One of the important factors, which has to be taken into consideration, is the length of service, which the workman had rendered a considerable period of service and his services are wrongfully terminated, he may be awarded full or partial back wages keeping in view the fact that at his age and the qualification possessed by him be may not be in a position to get another employment. However, where the total length o service rendered by a workman is very small, the award of back wages for the complete period i. e. from the date of termination till the date of the award, which our experience shows is often quite large, would be wholly inappropriate. Another important factor, which requires to be taken into consideration, is the nature of employment. A regular service of permanent character cannot be compared to short or intermittent daily-wage employment though it may be for 240 days in a calendar year. 15. In Allahabad Jal Sansthan v. Daya Shankar Rai after considering the relevant cases on the point, the Court stated (SCC p. 130, para 16) 16. We have referred to certain decisions of this Court to highlight that earlier in the event of an order of dismissal being set aside, reinstatement with full back wages was the usual result. But now with the passage of time, it has come to be realised that industry is being compelled to pay the workman for a period during which he apparently contributed little or nothing at all, for a period that was spent unproductively, while the workman is being compelled to go back to a situation which prevailed many years ago when he was dismissed. It is necessary for us to develop a pragmatic approach to problems dogging industrial relations. However, no just solution can be offered but the golden mean may be arrived at. 16. From the above cases, it is clear that no precise formula can be adopted nor "cast-iron rule" can be laid down as to when payment of full back wages should be allowed by the court or tribunal. It depends upon the facts and circumstances of each case. The approach of the court / tribunal should not be rigid or mechanical but flexible and realistic.

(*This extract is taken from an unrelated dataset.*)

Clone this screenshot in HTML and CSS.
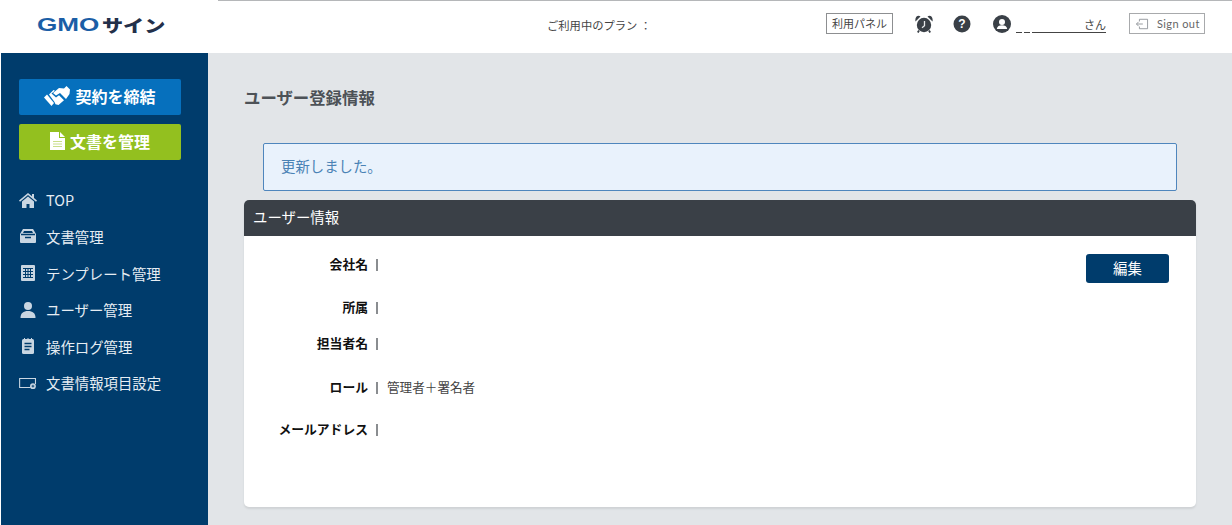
FILE: index.html
```html
<!DOCTYPE html>
<html lang="ja">
<head>
<meta charset="utf-8">
<title>ユーザー登録情報</title>
<link rel="stylesheet" href="styles.css">
</head>
<body>
<header class="topbar">
  <div class="logo"><span class="logo-gmo">GMO</span><span class="logo-sign">サイン</span></div>
  <div class="plan">ご利用中のプラン ：</div>
  <a class="panel-btn">利用パネル</a>
  <svg class="ico-alarm" viewBox="0 0 18 18"><circle cx="9" cy="10" r="7.200" fill="#3a4047"/><path d="M.5 6.500 5.500 1.500C3 -.5-.5 2 .5 6.500zM17.500 6.500 12.500 1.500C15 -.5 18.500 2 17.500 6.500z" fill="#3a4047"/><path d="M4 15.500 2.800 17.500M14 15.500 15.200 17.500" stroke="#3a4047" stroke-width="1.800"/><path d="M9.500 6v4.800L7 12.800" stroke="#e8eaec" stroke-width="1.300" fill="none"/></svg>
  <svg class="ico-help" viewBox="0 0 18 18"><circle cx="9" cy="9" r="8.500" fill="#3a4047"/><text x="9" y="13.200" class="help-mark">?</text></svg>
  <svg class="ico-user" viewBox="0 0 18 18"><circle cx="9" cy="9" r="9" fill="#3a4047"/><circle cx="9" cy="7" r="3" fill="#fff"/><path d="M3.800 14c.4-2.800 2.400-3.800 5.200-3.800s4.800 1 5.200 3.800z" fill="#fff"/></svg>
  <a class="username"><span class="dash"></span><span class="dash"></span><span class="blank"></span><span class="san">さん</span></a>
  <a class="signout">
    <svg class="ico-signout" viewBox="0 0 16 14"><path d="M5 4V1.500h9.500v11H5V10" fill="none" stroke="#8a8f94"/><path d="M9 7H1.500M4 4.500 1.500 7 4 9.500" fill="none" stroke="#8a8f94"/></svg>
    Sign out
  </a>
</header>
<div class="layout">
  <aside class="sidebar">
    <a class="cta cta-blue">
      <svg class="ico-hands" viewBox="0 0 26 20"><path d="M0 11.500 3 8.500l7 8.500-2.500 3z" fill="#fff"/><path d="M26 3.500 22.500 0 20 2.500l-5-.5-6 5 3 2.500 4-2.500 6 6 3.500-5z" fill="#fff"/><path d="M5 8.500 9.500 4l1.500.8L7.500 7.500l4.500 4 3-2.200 5 5-5.500 4.700-3-.8-1-2.200z" fill="#fff"/></svg>
      契約を締結
    </a>
    <a class="cta cta-green">
      <svg class="ico-doc" viewBox="0 0 15 18"><path d="M0 0h9v6h6v12H0z" fill="#fff"/><path d="M10 0l5 5h-5z" fill="#fff"/><path d="M3 9.500h9M3 12h9M3 14.500h9" stroke="#c9de8a"/></svg>
      文書を管理
    </a>
    <nav class="menu">
      <a class="menu-item"><svg viewBox="0 0 18 16"><path d="M9 1 0 8.500l1 1.200L9 3l8 6.700 1-1.200-3-2.500V2h-2v2.300z" fill="#c9d6e2"/><path d="M9 4.500 3 9.500V16h4.500v-4h3v4H15V9.500z" fill="#c9d6e2"/></svg>TOP</a>
      <a class="menu-item"><svg viewBox="0 0 18 16"><path d="M4 1h10l3 5v8a1 1 0 0 1-1 1H2a1 1 0 0 1-1-1V6z" fill="#c9d6e2"/><path d="M2 6.500h14" stroke="#003c6c" stroke-width="1.500"/><path d="M6 9.500h6" stroke="#003c6c" stroke-width="1.500"/><path d="M5 3h8l1 2H4z" fill="#003c6c"/></svg>文書管理</a>
      <a class="menu-item"><svg viewBox="0 0 18 16"><rect x="2" width="14" height="16" rx="1" fill="#c9d6e2"/><path d="M4 3.500h10M4 6.500h10M4 9.500h10M4 12.500h10M6.500 3v10M9 3v10M11.500 3v10" stroke="#003c6c"/></svg>テンプレート管理</a>
      <a class="menu-item"><svg viewBox="0 0 18 16"><circle cx="9" cy="4" r="4" fill="#c9d6e2"/><path d="M1.500 16c0-5 3-7 7.500-7s7.500 2 7.500 7z" fill="#c9d6e2"/></svg>ユーザー管理</a>
      <a class="menu-item"><svg viewBox="0 0 18 16"><rect x="3" y="1" width="12" height="15" rx="1.500" fill="#c9d6e2"/><path d="M5.500 0v2M9 0v2M12.500 0v2" stroke="#c9d6e2"/><path d="M5.500 5.500h7M5.500 8.500h7M5.500 11.500h5" stroke="#003c6c" stroke-width="1.300"/></svg>操作ログ管理</a>
      <a class="menu-item"><svg viewBox="0 0 20 14"><path d="M13 12H.7V2h17.600v6" fill="none" stroke="#c9d6e2" stroke-width="1.200"/><circle cx="15.500" cy="10.500" r="3.200" fill="#c9d6e2"/><path d="M14 10.500h3M15.500 9v3" stroke="#003c6c"/></svg>文書情報項目設定</a>
    </nav>
  </aside>
  <main class="content">
    <h1 class="page-title">ユーザー登録情報</h1>
    <div class="alert">更新しました。</div>
    <section class="panel">
      <h2 class="panel-head">ユーザー情報</h2>
      <div class="panel-body">
        <dl class="fields">
          <dt>会社名</dt><dd></dd>
          <dt>所属</dt><dd></dd>
          <dt>担当者名</dt><dd></dd>
          <dt>ロール</dt><dd>管理者＋署名者</dd>
          <dt>メールアドレス</dt><dd></dd>
        </dl>
        <a class="edit-btn">編集</a>
      </div>
    </section>
  </main>
</div>
</body>
</html>
```

FILE: styles.css
```css
* { box-sizing: border-box; }
html, body { margin: 0; height: 525px; overflow: hidden; background: #fff; }
body { font-family: "Noto Sans CJK JP", "Noto Sans", sans-serif; color: #3a4047; }
a { text-decoration: none; }

.topbar { display: flex; align-items: center; height: 53px; padding-bottom: 6px; background: linear-gradient(#b5b7b9, #b5b7b9) 218px 0 / 100% 1px no-repeat #fff; }
.logo { width: 547px; margin-top: 2px; padding-left: 37px; display: flex; align-items: center; font-weight: 900; line-height: 1; }
.logo-gmo { flex: none; width: 65px; font-family: "Liberation Sans", sans-serif; font-size: 18px; color: #1b5ea6; transform: scaleX(1.45); transform-origin: left; }
.logo-sign { flex: none; font-size: 17px; color: #23304a; transform: scaleX(1.24); transform-origin: left; }
.plan { width: 279px; margin-top: 2px; font-size: 11.3px; color: #444; white-space: nowrap; }
.panel-btn { width: 67px; height: 21px; border: 1px solid #8d8f91; font-size: 11px; color: #444; text-align: center; line-height: 18px; white-space: nowrap; }
.ico-alarm { width: 18px; height: 18px; margin-left: 22px; }
.ico-help { width: 18px; height: 18px; margin-left: 20px; }
.help-mark { font: 700 12px "Liberation Sans", sans-serif; fill: #fff; text-anchor: middle; }
.ico-user { width: 18px; height: 18px; margin-left: 22px; }
.username { width: 90px; height: 16px; margin: 3px 0 0 5px; font-size: 11px; color: #444; white-space: nowrap; display: flex; align-items: flex-end; gap: 2px; }
.dash { width: 6px; border-bottom: 1px solid #444; }
.blank { flex: 1; margin-right: -2px; border-bottom: 1px solid #444; }
.san { border-bottom: 1px solid #444; line-height: 15px; }
.signout { width: 76px; height: 21px; margin-left: 23px; border: 1px solid #a8aaac; display: flex; align-items: center; gap: 8px; padding-left: 5px; font: 400 11px/19px Lato, sans-serif; color: #666; letter-spacing: .4px; white-space: nowrap; }
.ico-signout { width: 14px; height: 12px; }

.layout { display: flex; height: 472px; }
.sidebar { width: 207px; margin-left: 1px; background: #003c6c; padding: 26px 0 0 18px; flex: none; }
.cta { display: flex; align-items: center; justify-content: center; width: 162px; height: 36px; padding-bottom: 2px; border-radius: 2px; color: #fff; font-size: 16px; font-weight: 700; margin-bottom: 9px; line-height: 1; }
.cta-blue { background: #0670bd; gap: 5px; }
.cta-green { background: #93c01f; gap: 5px; }
.ico-hands { width: 26px; height: 20px; }
.ico-doc { width: 15px; height: 18px; }
.menu { display: flex; flex-direction: column; margin-top: 21.6px; }
.menu-item { display: flex; align-items: center; gap: 9px; height: 36.6px; color: #e6edf3; font-size: 14.4px; white-space: nowrap; }
.menu-item svg { width: 18px; height: 16px; flex: none; }

.content { flex: 1; background: #e2e5e8; padding: 0 36px; min-width: 0; }
.page-title { margin: 32px 0 0; font-size: 16.4px; font-weight: 700; line-height: 24px; color: #4d5257; }
.alert { margin: 34px 19px 0; height: 48px; background: #e9f2fc; border: 1px solid #4f86bd; border-radius: 2px; color: #4a82b5; font-size: 14.4px; line-height: 44px; padding-left: 17px; }
.panel { margin-top: 9px; height: 307px; background: #fff; border-radius: 5px; box-shadow: 0 2px 2px #cfd2d5; overflow: hidden; }
.panel-head { margin: 0; height: 36px; background: #3a4047; color: #fff; font-size: 14.4px; font-weight: 400; line-height: 34px; padding-left: 9px; }
.panel-body { display: flex; justify-content: space-between; align-items: flex-start; padding: 18px 27px 0 0; }
.fields { margin: -12px 0 0; display: grid; grid-template-columns: 124px auto; grid-template-rows: 46px 40px 32px 56px 28px; align-items: center; }
.fields dt { font-size: 12.8px; font-weight: 700; line-height: 18px; padding-bottom: 2px; color: #111; text-align: right; white-space: nowrap; }
.fields dd { margin: 0 0 0 8px; padding-left: 11px; height: 12px; line-height: 10px; font-size: 12.6px; color: #444; background: linear-gradient(#8a8d90, #8a8d90) 0 0 / 2px 100% no-repeat; white-space: nowrap; min-width: 100px; }
.edit-btn { display: block; width: 83px; height: 29px; background: #003c6c; border-radius: 3px; color: #fff; font-size: 14.4px; text-align: center; line-height: 27px; }
```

It depends upon the facts and circumstances of each case. The approach of the court / tribunal should not be rigid or mechanical but flexible and realistic. The court or tribunal dealing with cases of industrial disputes may find force in the contention of the employee as to illegal termination of his services and may come to the conclusion that the action has been taken otherwise than in accordance with law. In such cases obviously, the workman would be entitled to reinstatement but the question regarding payment of back wages would be independent of the first question as to entitlement of reinstatement in service. While considering and determining the second question, the court or tribunal would consider all relevant circumstances referred to above and keeping in view the principles of justice, equity and good conscience, should pass an appropriate order. " ( 8 ) IN view of the observations made by Apex Court in aforesaid decisions and looking to the facts of this case that termination is of the year 1999, evidence was given by workman in the year 2002 and reference has been decided in the year 2006 and the financial position of respondent and not having sufficient proof of remaining unemployed or not producing reliable evidence before Labour Court about unemployment, these are the relevant factors which have been rightly considered and appreciated by the Labour Court and on that basis, discretionary powers have been exercised denying the 75% back wages of interim period. For that, according to my opinion, Labour Court has not committed any error which requires any interference by this Court while exercising the power under Article 227 of the Constitution of India. There is no infirmity in the award passed by Labour Court. This Court cannot act as an appellate authority. Even in case when two views are possible, then also, this Court cannot interfere with such award while exercising the power under Article 227 of the Constitution of India. Hence, there is no substance in the present petition. Accordingly, present petition stands disposed of.